Historia nie raz pokazała co się dzieje, gdy finanse publiczne „uciekają”. Na terenie UE w 2022 Grecja wyszła spod „pętli” po 12 latach: https://www.money.pl/gospodarka/historyczny-dzien-dla-grecji-po-12-latach-od-wielkiego-kryzysu-unia-konczy-scisly-nadzor-6803521535462048a.html

A działania są uniwersalne w takich przypadkach, cyt. powyższy artykuł:
„wierzyciele zażądali od Grecji ostrego zaciskania pasa: głębokich redukcji wydatków państwowych i cięć płac, podwyższenia podatków, prywatyzacji i innych szeroko zakrojonych reform mających na celu uzdrowienie finansów publicznych.”

Jednym słowem jak brakuje pieniędzy, to zabiera się tym, którzy mają. Metody nie mają znaczenia. Może być cypryjska, może być duży podatek od każdego samochodu większego niż fiat500 dla singli czy Panda dla rodzin z 1 dzieckiem, bądź podatek skokowy od mieszkań np. 1000zł od pierwszego, 5000 od drugiego, 25000 od trzeciego, 90 000 od czwartego itp. 🙂

Sprawą rządzących jest, by do takich wydarzeń nie doszło, więc zaciskać pasa trzeba już teraz o czym mówią ekonomiści wszystkich nurtów od neoliberalizmu po ekonomie z drugiej strony barykady, od prof. Balcerowicza po prof. Kołodko. 🙂

Dlatego wolę od naszego banana giełdę za oceanem 🙂
Tam nie ma nudy, co daje dobry trening z przestrzegania zasad spekulacji 🙂

No nareszcie idzie korekta bo już tak die rozpalili na wzrosty ze hej. Kupujcie,kupujcie.

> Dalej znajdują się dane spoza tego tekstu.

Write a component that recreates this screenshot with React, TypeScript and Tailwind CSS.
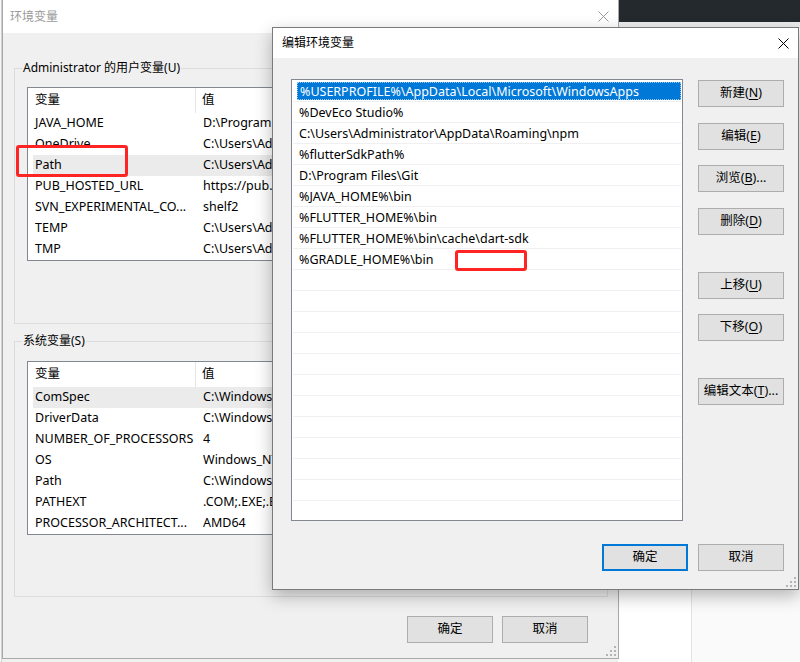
import React from "react";

const uiFont = "font-['Noto_Sans','Noto_Sans_CJK_SC',sans-serif]";

type Row = { name: string; value: string };

const userVars: Row[] = [
  { name: "JAVA_HOME", value: "D:\\Program Files\\Java\\jdk1.8.0_202" },
  { name: "OneDrive", value: "C:\\Users\\Administrator\\OneDrive" },
  { name: "Path", value: "C:\\Users\\Administrator\\AppData\\Local\\Microsoft\\WindowsApps;" },
  { name: "PUB_HOSTED_URL", value: "https://pub.flutter-io.cn" },
  { name: "SVN_EXPERIMENTAL_CO...", value: "shelf2" },
  { name: "TEMP", value: "C:\\Users\\Administrator\\AppData\\Local\\Temp" },
  { name: "TMP", value: "C:\\Users\\Administrator\\AppData\\Local\\Temp" },
];

const systemVars: Row[] = [
  { name: "ComSpec", value: "C:\\Windows\\system32\\cmd.exe" },
  { name: "DriverData", value: "C:\\Windows\\System32\\Drivers\\DriverData" },
  { name: "NUMBER_OF_PROCESSORS", value: "4" },
  { name: "OS", value: "Windows_NT" },
  { name: "Path", value: "C:\\Windows\\system32;C:\\Windows;" },
  { name: "PATHEXT", value: ".COM;.EXE;.BAT;.CMD;.VBS;.VBE;.JS" },
  { name: "PROCESSOR_ARCHITECT...", value: "AMD64" },
];

const pathEntries = [
  "%USERPROFILE%\\AppData\\Local\\Microsoft\\WindowsApps",
  "%DevEco Studio%",
  "C:\\Users\\Administrator\\AppData\\Roaming\\npm",
  "%flutterSdkPath%",
  "D:\\Program Files\\Git",
  "%JAVA_HOME%\\bin",
  "%FLUTTER_HOME%\\bin",
  "%FLUTTER_HOME%\\bin\\cache\\dart-sdk",
  "%GRADLE_HOME%\\bin",
];

function CloseIcon({ color }: { color: string }) {
  return (
    <svg width="11" height="11" viewBox="0 0 11 11">
      <path d="M0.5 0.5L10.5 10.5M10.5 0.5L0.5 10.5" stroke={color} strokeWidth="1" />
    </svg>
  );
}

function Grip() {
  return (
    <svg className="absolute right-[2px] bottom-[2px]" width="10" height="10" viewBox="0 0 10 10">
      {[
        [8, 0],
        [4, 4],
        [8, 4],
        [0, 8],
        [4, 8],
        [8, 8],
      ].map(([x, y]) => (
        <rect key={`${x}-${y}`} x={x} y={y} width="2" height="2" fill="#b4b4b4" />
      ))}
    </svg>
  );
}

function Button({ children, primary }: { children: React.ReactNode; primary?: boolean }) {
  return (
    <div
      className={`w-[86px] h-[27px] flex items-center justify-center bg-[#e1e1e1] text-[12.5px] text-black ${
        primary ? "border-2 border-[#0078d7]" : "border border-[#adadad]"
      }`}
    >
      {children}
    </div>
  );
}

function Key({ k }: { k: string }) {
  return <span className="underline underline-offset-[2px]">{k}</span>;
}

function VarList({ rows, selected }: { rows: Row[]; selected: number }) {
  return (
    <div className="w-[580px] bg-white border border-[#828790] text-[12.5px] text-black">
      <div className="h-[25px] flex">
        <div className="w-[168px] pl-[7px] flex items-center border-r border-[#e5e5e5]">变量</div>
        <div className="pl-[6px] flex items-center">值</div>
      </div>
      {rows.map((r, i) => (
        <div key={r.name} className="h-[21px] pl-[5px] flex">
          <div className={`flex-1 flex items-center ${i === selected ? "bg-[#ebebeb]" : ""}`}>
            <div className="w-[163px] pl-[2px] whitespace-nowrap overflow-hidden">{r.name}</div>
            <div className="w-[80px] ml-[7px] whitespace-nowrap overflow-hidden">{r.value}</div>
          </div>
        </div>
      ))}
    </div>
  );
}

function GroupBox({ title, children, className }: { title: string; children: React.ReactNode; className: string }) {
  return (
    <fieldset className={`h-[264px] border border-[#dcdcdc] ${className}`}>
      <legend className="ml-[7px] px-[1px] text-[12px] leading-[16px] text-black">{title}</legend>
      {children}
    </fieldset>
  );
}

function EnvironmentDialog() {
  return (
    <div className="absolute left-[2px] top-0 w-[617px] h-[659px] bg-[#f0f0f0] border border-t-0 border-[#a8a8a8] flex flex-col">
      <div className="h-[33px] bg-white flex items-center justify-between pl-[7px] pr-[9px]">
        <span className="text-[12px] text-[#9a9a9a]">环境变量</span>
        <CloseIcon color="#9a9a9a" />
      </div>
      <div className="flex flex-col px-[11px]">
        <GroupBox title="Administrator 的用户变量(U)" className="mt-[27px]">
          <div className="ml-[12px] mt-[11px]">
            <VarList rows={userVars} selected={2} />
          </div>
        </GroupBox>
        <GroupBox title="系统变量(S)" className="mt-[9px]">
          <div className="ml-[12px] mt-[12px]">
            <VarList rows={systemVars} selected={0} />
          </div>
        </GroupBox>
      </div>
      <div className="flex justify-end gap-[9px] pr-[30px] mt-[19px]">
        <Button>确定</Button>
        <Button>取消</Button>
      </div>
      <Grip />
    </div>
  );
}

function EditDialog() {
  const empty = Array.from({ length: 12 });
  return (
    <div className="absolute left-[272px] top-[27px] w-[527px] h-[563px] bg-[#f0f0f0] border border-[#7a7a7a] shadow-[0_6px_16px_rgba(0,0,0,0.28)] flex flex-col">
      <div className="h-[30px] bg-white flex items-center justify-between pl-[9px] pr-[9px] shrink-0">
        <span className="text-[12px] text-black">编辑环境变量</span>
        <CloseIcon color="#000" />
      </div>
      <div className="flex flex-1 pl-[18px] pt-[21px]">
        <div className="relative w-[392px] h-[442px] pt-[1px] bg-white border border-[#828790] overflow-hidden text-[12.5px] text-black">
          {pathEntries.map((p, i) => (
            <div key={p} className="h-[21px] mx-[1px] border-b border-[#f0f0f0] flex">
              <div
                className={`flex-1 ml-[4px] my-[1px] pl-[2px] pt-[2px] flex items-center whitespace-nowrap ${
                  i === 0 ? "bg-[#0078d7] text-white border border-dotted border-[#9cc8f0]" : ""
                }`}
              >
                {p}
              </div>
            </div>
          ))}
          {empty.map((_, i) => (
            <div key={i} className="h-[21px] mx-[1px] border-b border-[#f0f0f0]" />
          ))}
          <div className="absolute left-[163px] top-[170px] w-[72px] h-[21px] border-[3px] border-[#ff2424] rounded-[3px]" />
        </div>
        <div className="ml-[15px] pt-[1px] flex flex-col">
          <Button>
            新建(<Key k="N" />)
          </Button>
          <div className="mt-[16px]">
            <Button>
              编辑(<Key k="E" />)
            </Button>
          </div>
          <div className="mt-[15px]">
            <Button>
              浏览(<Key k="B" />)...
            </Button>
          </div>
          <div className="mt-[16px]">
            <Button>
              删除(<Key k="D" />)
            </Button>
          </div>
          <div className="mt-[37px]">
            <Button>
              上移(<Key k="U" />)
            </Button>
          </div>
          <div className="mt-[15px]">
            <Button>
              下移(<Key k="O" />)
            </Button>
          </div>
          <div className="mt-[37px]">
            <Button>
              编辑文本(<Key k="T" />)...
            </Button>
          </div>
        </div>
      </div>
      <div className="flex justify-end gap-[10px] pr-[14px] pb-[18px] shrink-0">
        <Button primary>确定</Button>
        <Button>取消</Button>
      </div>
      <Grip />
    </div>
  );
}

export default function App() {
  return (
    <div className={`relative w-[800px] h-[662px] overflow-hidden bg-[#f0f0f0] ${uiFont}`}>
      {/* app window behind the dialogs */}
      <div className="absolute left-[618px] top-0 w-[182px] h-[662px] bg-white flex flex-col">
        <div className="h-[22px] bg-[#24292e]" />
        <div className="h-[6px] bg-[#ececec]" />
        <div className="flex-1 flex">
          <div className="w-[74px] border-r border-[#e3e3e3]" />
          <div className="flex-1 bg-[#fafafa]" />
        </div>
      </div>
      <div className="absolute left-0 top-0 w-[2px] h-[662px] border-r border-[#d0d0d0] bg-[#f7f7f7]" />
      <EnvironmentDialog />
      {/* marks the Path row of the user variables */}
      <div className="absolute left-[16px] top-[145px] w-[112px] h-[32px] border-[3px] border-[#ff2424] rounded-[3px]" />
      <EditDialog />
    </div>
  );
}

Pytanie czy grozi nam bankructwo ala Grecja w 2012 roku tylko pół pokolenia później.Czyli bliżej 2030 roku. I spadki GPW o 50%. Autor wskazuje już i zaraz jakieś kłopoty ale czy od 2022 roku to my już dyskontujemy świetlaną przyszłość i Międzymorze jakieś tak jak od 2001/2003 dyskontowalismy giełdą wejście do UE ?

Kłopoty są już teraz, licznik długu bije. Giełda natomiast jest wypadkową emocji i ma przesunięcie względem gospodarki. Przy spekulacji liczy się dobre wejście, a potem prowadzenie pozycji zgodnie z zasadami, by nie musieć się przejmować, bo wykres dyskontuje przyszłość z wyprzedzeniem (grupy z najlepszym dostępem do informacji dają znać swoim o ewakuacji zanim wszystko wyjdzie na światło dziennie, stąd odpowiednia analiza ruchów na wykresie jest kluczowa).